Demand for energy efficiency boosts Southeast Asian integrated facilities management market
Frost & Sullivan’s recent analysis on Southeast Asian integrated facilities management (IFM) finds that the IFM market is on an upswing in the region due to the demand for energy efficiency, regulatory support, narrowing expectation gaps between service providers and end-users, and the emergence of service providers that offer specialized FM services.
As a result, this market is estimated to garner $2.41 billion in revenue by 2025 from $1.82 billion in 2020, registering a 5.8 per cent compound annual growth rate (CAGR).
Additionally, the increasing deployment of technologies due to COVID-19 and environment-conscious consumers’ emphasis on adopting energy-efficient methods will further expedite market progress.
Though IFM adoption levels are anticipated to vary across the Southeast Asian countries, Singapore and Malaysia are expected to observe the highest adoption rates.
“Changes in the mindset across all stakeholders, including service providers, clients, and occupiers, are significantly impacting facilities management (FM), whether in terms of a value proposition or service requirements,” said Janice Wung, Program Manager, Industrial Practice, Frost & Sullivan. “Innovation through the incorporation of technology-supported propositions or enabling technologies is key to the future of FM.”

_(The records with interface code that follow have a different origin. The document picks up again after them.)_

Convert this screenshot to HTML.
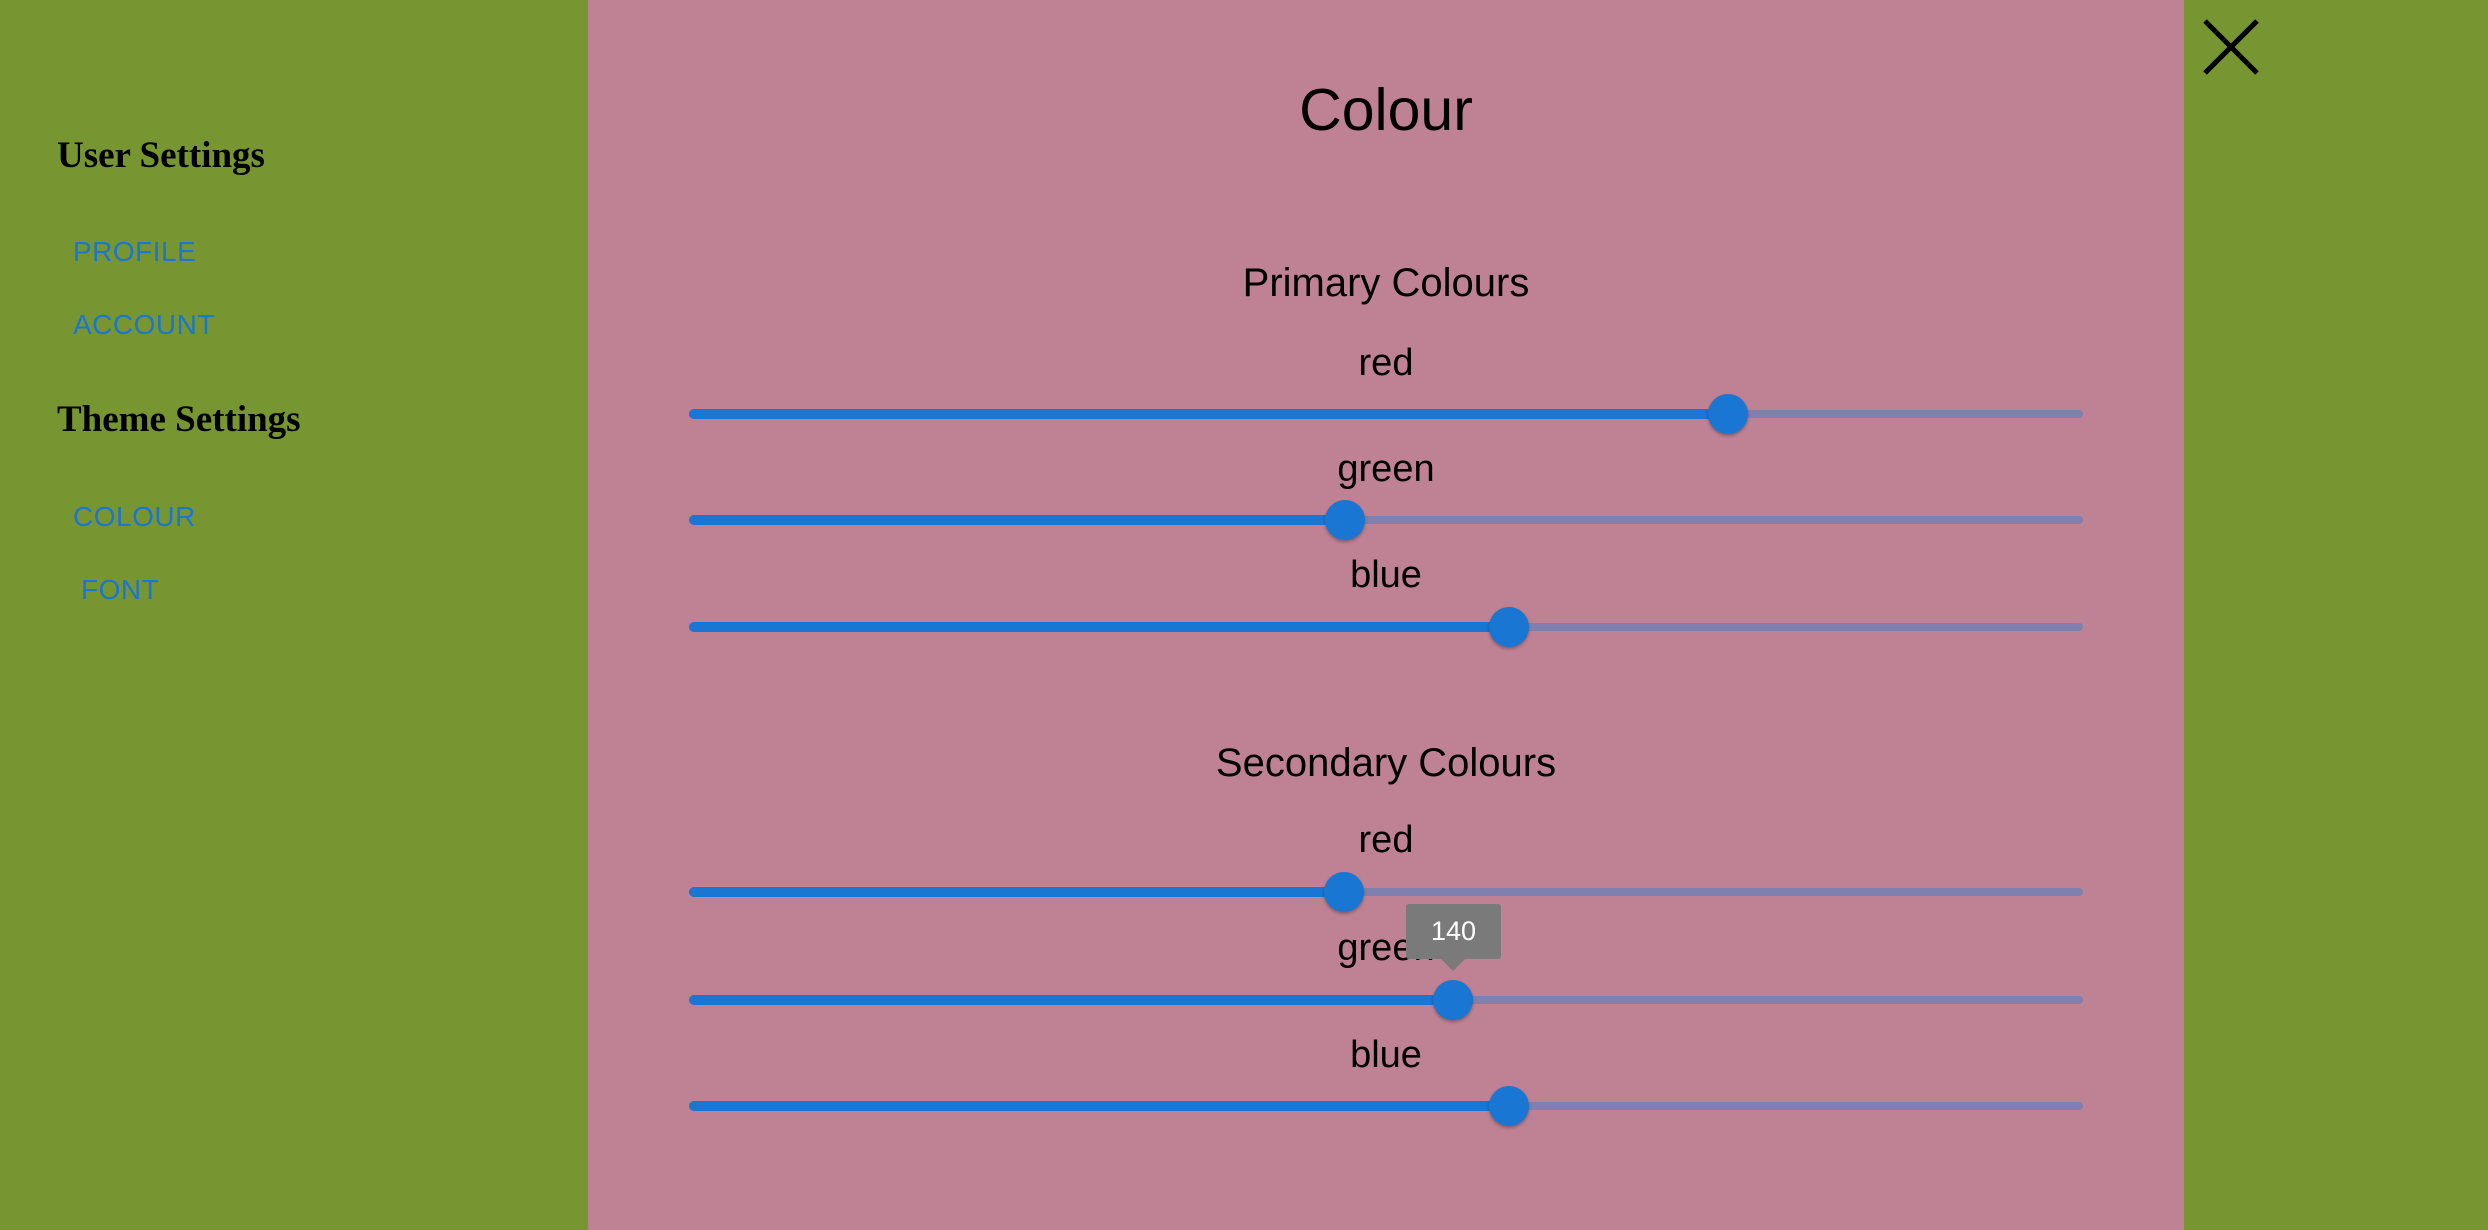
<!DOCTYPE html>
<html><head><style>
html,body{margin:0;padding:0;width:2488px;height:1230px;overflow:hidden;background:#779632;font-family:"Liberation Sans",Arial,sans-serif}
.panel{position:absolute;left:588px;top:0;width:1596px;height:1230px;background:#be8294}
.h{position:absolute;left:57px;font-family:"Liberation Serif",serif;font-weight:bold;font-size:37px;color:#000;line-height:1}
.l{position:absolute;font-size:28px;color:#1976d2;line-height:1;letter-spacing:0.5px}
.c{position:absolute;width:100%;text-align:center;color:#000;line-height:1}
.track{position:absolute;left:689px;width:1394px;height:8px;border-radius:4px;background:#8080b0}
.act{position:absolute;left:0;top:-1px;height:10px;border-radius:5px;background:#1976d2}
.th{position:absolute;top:-16px;width:40px;height:40px;margin-left:-20px;border-radius:50%;background:#1976d2;box-shadow:0 2px 3px rgba(0,0,0,.3)}
</style></head><body>
<div class="h" style="top:137px">User Settings</div>
<div class="l" style="left:73px;top:238px">PROFILE</div>
<div class="l" style="left:73px;top:311px">ACCOUNT</div>
<div class="h" style="top:401px">Theme Settings</div>
<div class="l" style="left:73px;top:503px">COLOUR</div>
<div class="l" style="left:81px;top:576px">FONT</div>
<div class="panel">
<div class="c" style="top:81px;font-size:59px">Colour</div>
<div class="c" style="top:263px;font-size:40px">Primary Colours</div>
<div class="c" style="top:344px;font-size:38px">red</div>
<div class="c" style="top:450px;font-size:38px">green</div>
<div class="c" style="top:556px;font-size:38px">blue</div>
<div class="c" style="top:743px;font-size:40px">Secondary Colours</div>
<div class="c" style="top:821px;font-size:38px">red</div>
<div class="c" style="top:929px;font-size:38px">green</div>
<div class="c" style="top:1036px;font-size:38px">blue</div>
</div>
<div class="track" style="top:410px"><div class="act" style="width:1039px"></div><div class="th" style="left:1039px"></div></div>
<div class="track" style="top:516px"><div class="act" style="width:656px"></div><div class="th" style="left:656px"></div></div>
<div class="track" style="top:623px"><div class="act" style="width:820px"></div><div class="th" style="left:820px"></div></div>
<div class="track" style="top:888px"><div class="act" style="width:655px"></div><div class="th" style="left:655px"></div></div>
<div class="track" style="top:996px"><div class="act" style="width:764px"></div><div class="th" style="left:764px"></div></div>
<div class="track" style="top:1102px"><div class="act" style="width:820px"></div><div class="th" style="left:820px"></div></div>
<div style="position:absolute;left:1406px;top:904px;width:95px;height:55px;background:#7a7a7a;border-radius:3px;color:#fff;font-size:27px;text-align:center;line-height:55px">140</div>
<div style="position:absolute;left:1441px;top:959px;width:0;height:0;border-left:12px solid transparent;border-right:12px solid transparent;border-top:12px solid #7a7a7a"></div>
<svg style="position:absolute;left:2203px;top:19px" width="56" height="56" viewBox="0 0 56 56"><path d="M2 2L54 54M54 2L2 54" stroke="#000" stroke-width="5"/></svg>
</body></html>
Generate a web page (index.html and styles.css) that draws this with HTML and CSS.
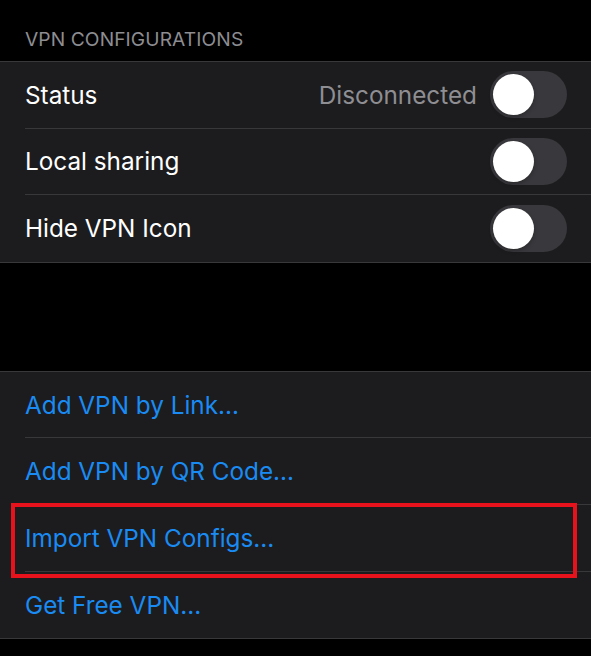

The increasing demand for energy efficiency and sustainability is driving the IFM market, thereby presenting lucrative prospects for market participants, such as workplace management to optimize occupier experience; data analytics to improve maintenance and costs; energy management to optimize cost and comply with building standards; market collaboration and consolidation to leverage knowledge and experience.